* Data
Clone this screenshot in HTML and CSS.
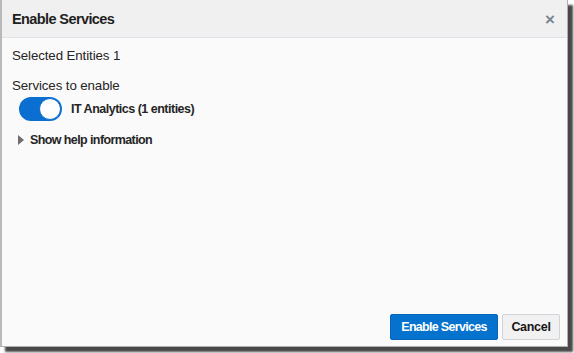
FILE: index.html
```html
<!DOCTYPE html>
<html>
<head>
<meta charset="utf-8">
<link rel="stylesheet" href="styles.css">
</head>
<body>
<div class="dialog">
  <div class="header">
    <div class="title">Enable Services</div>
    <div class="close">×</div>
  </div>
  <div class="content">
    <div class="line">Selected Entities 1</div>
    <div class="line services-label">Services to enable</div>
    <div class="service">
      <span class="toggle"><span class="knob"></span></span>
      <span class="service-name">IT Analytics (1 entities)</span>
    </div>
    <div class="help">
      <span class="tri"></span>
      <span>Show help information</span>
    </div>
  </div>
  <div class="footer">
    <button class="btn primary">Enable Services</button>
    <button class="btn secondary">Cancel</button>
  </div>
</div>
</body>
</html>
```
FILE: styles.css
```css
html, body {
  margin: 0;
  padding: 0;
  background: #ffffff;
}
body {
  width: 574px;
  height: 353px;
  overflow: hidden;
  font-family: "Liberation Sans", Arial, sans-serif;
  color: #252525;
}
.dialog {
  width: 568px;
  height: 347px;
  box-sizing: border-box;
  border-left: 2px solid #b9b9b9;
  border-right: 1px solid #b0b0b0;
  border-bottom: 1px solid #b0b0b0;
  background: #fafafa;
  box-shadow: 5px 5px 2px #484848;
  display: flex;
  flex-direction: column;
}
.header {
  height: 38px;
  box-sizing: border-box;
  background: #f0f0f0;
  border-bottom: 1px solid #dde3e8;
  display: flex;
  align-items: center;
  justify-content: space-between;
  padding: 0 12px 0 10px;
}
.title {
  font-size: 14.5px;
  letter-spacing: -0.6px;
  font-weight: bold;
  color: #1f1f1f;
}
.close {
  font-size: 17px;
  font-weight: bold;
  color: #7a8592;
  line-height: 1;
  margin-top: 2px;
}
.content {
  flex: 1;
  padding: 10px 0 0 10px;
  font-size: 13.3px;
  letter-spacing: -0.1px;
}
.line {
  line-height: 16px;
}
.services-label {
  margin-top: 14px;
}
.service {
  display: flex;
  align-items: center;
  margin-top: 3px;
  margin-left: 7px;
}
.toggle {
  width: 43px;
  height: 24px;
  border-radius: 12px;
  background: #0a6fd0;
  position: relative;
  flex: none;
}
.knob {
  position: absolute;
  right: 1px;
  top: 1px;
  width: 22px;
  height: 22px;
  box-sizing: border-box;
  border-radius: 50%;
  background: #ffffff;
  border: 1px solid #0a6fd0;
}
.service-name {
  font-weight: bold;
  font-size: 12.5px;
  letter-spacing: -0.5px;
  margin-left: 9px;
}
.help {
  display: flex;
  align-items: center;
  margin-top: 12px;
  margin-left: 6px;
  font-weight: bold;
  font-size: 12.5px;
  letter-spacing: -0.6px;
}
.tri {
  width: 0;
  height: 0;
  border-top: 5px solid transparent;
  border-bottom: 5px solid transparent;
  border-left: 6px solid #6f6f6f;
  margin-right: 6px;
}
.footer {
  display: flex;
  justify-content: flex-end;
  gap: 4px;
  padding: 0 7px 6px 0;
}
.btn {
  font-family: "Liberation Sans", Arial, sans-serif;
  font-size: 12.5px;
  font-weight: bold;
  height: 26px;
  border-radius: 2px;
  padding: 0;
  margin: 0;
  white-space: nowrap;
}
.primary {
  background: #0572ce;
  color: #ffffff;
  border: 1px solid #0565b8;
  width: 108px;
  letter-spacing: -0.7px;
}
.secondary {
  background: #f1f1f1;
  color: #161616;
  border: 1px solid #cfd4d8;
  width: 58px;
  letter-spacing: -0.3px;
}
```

* Task goal
Keep the pictures out of the copy and write out the data exactly as it stands.

* Answer
Clone this screenshot in HTML and CSS.
FILE: index.html
```html
<!DOCTYPE html>
<html>
<head>
<meta charset="utf-8">
<link rel="stylesheet" href="styles.css">
</head>
<body>
<div class="dialog">
  <div class="header">
    <div class="title">Enable Services</div>
    <div class="close">×</div>
  </div>
  <div class="content">
    <div class="line">Selected Entities 1</div>
    <div class="line services-label">Services to enable</div>
    <div class="service">
      <span class="toggle"><span class="knob"></span></span>
      <span class="service-name">IT Analytics (1 entities)</span>
    </div>
    <div class="help">
      <span class="tri"></span>
      <span>Show help information</span>
    </div>
  </div>
  <div class="footer">
    <button class="btn primary">Enable Services</button>
    <button class="btn secondary">Cancel</button>
  </div>
</div>
</body>
</html>
```
FILE: styles.css
```css
html, body {
  margin: 0;
  padding: 0;
  background: #ffffff;
}
body {
  width: 574px;
  height: 353px;
  overflow: hidden;
  font-family: "Liberation Sans", Arial, sans-serif;
  color: #252525;
}
.dialog {
  width: 568px;
  height: 347px;
  box-sizing: border-box;
  border-left: 2px solid #b9b9b9;
  border-right: 1px solid #b0b0b0;
  border-bottom: 1px solid #b0b0b0;
  background: #fafafa;
  box-shadow: 5px 5px 2px #484848;
  display: flex;
  flex-direction: column;
}
.header {
  height: 38px;
  box-sizing: border-box;
  background: #f0f0f0;
  border-bottom: 1px solid #dde3e8;
  display: flex;
  align-items: center;
  justify-content: space-between;
  padding: 0 12px 0 10px;
}
.title {
  font-size: 14.5px;
  letter-spacing: -0.6px;
  font-weight: bold;
  color: #1f1f1f;
}
.close {
  font-size: 17px;
  font-weight: bold;
  color: #7a8592;
  line-height: 1;
  margin-top: 2px;
}
.content {
  flex: 1;
  padding: 10px 0 0 10px;
  font-size: 13.3px;
  letter-spacing: -0.1px;
}
.line {
  line-height: 16px;
}
.services-label {
  margin-top: 14px;
}
.service {
  display: flex;
  align-items: center;
  margin-top: 3px;
  margin-left: 7px;
}
.toggle {
  width: 43px;
  height: 24px;
  border-radius: 12px;
  background: #0a6fd0;
  position: relative;
  flex: none;
}
.knob {
  position: absolute;
  right: 1px;
  top: 1px;
  width: 22px;
  height: 22px;
  box-sizing: border-box;
  border-radius: 50%;
  background: #ffffff;
  border: 1px solid #0a6fd0;
}
.service-name {
  font-weight: bold;
  font-size: 12.5px;
  letter-spacing: -0.5px;
  margin-left: 9px;
}
.help {
  display: flex;
  align-items: center;
  margin-top: 12px;
  margin-left: 6px;
  font-weight: bold;
  font-size: 12.5px;
  letter-spacing: -0.6px;
}
.tri {
  width: 0;
  height: 0;
  border-top: 5px solid transparent;
  border-bottom: 5px solid transparent;
  border-left: 6px solid #6f6f6f;
  margin-right: 6px;
}
.footer {
  display: flex;
  justify-content: flex-end;
  gap: 4px;
  padding: 0 7px 6px 0;
}
.btn {
  font-family: "Liberation Sans", Arial, sans-serif;
  font-size: 12.5px;
  font-weight: bold;
  height: 26px;
  border-radius: 2px;
  padding: 0;
  margin: 0;
  white-space: nowrap;
}
.primary {
  background: #0572ce;
  color: #ffffff;
  border: 1px solid #0565b8;
  width: 108px;
  letter-spacing: -0.7px;
}
.secondary {
  background: #f1f1f1;
  color: #161616;
  border: 1px solid #cfd4d8;
  width: 58px;
  letter-spacing: -0.3px;
}
```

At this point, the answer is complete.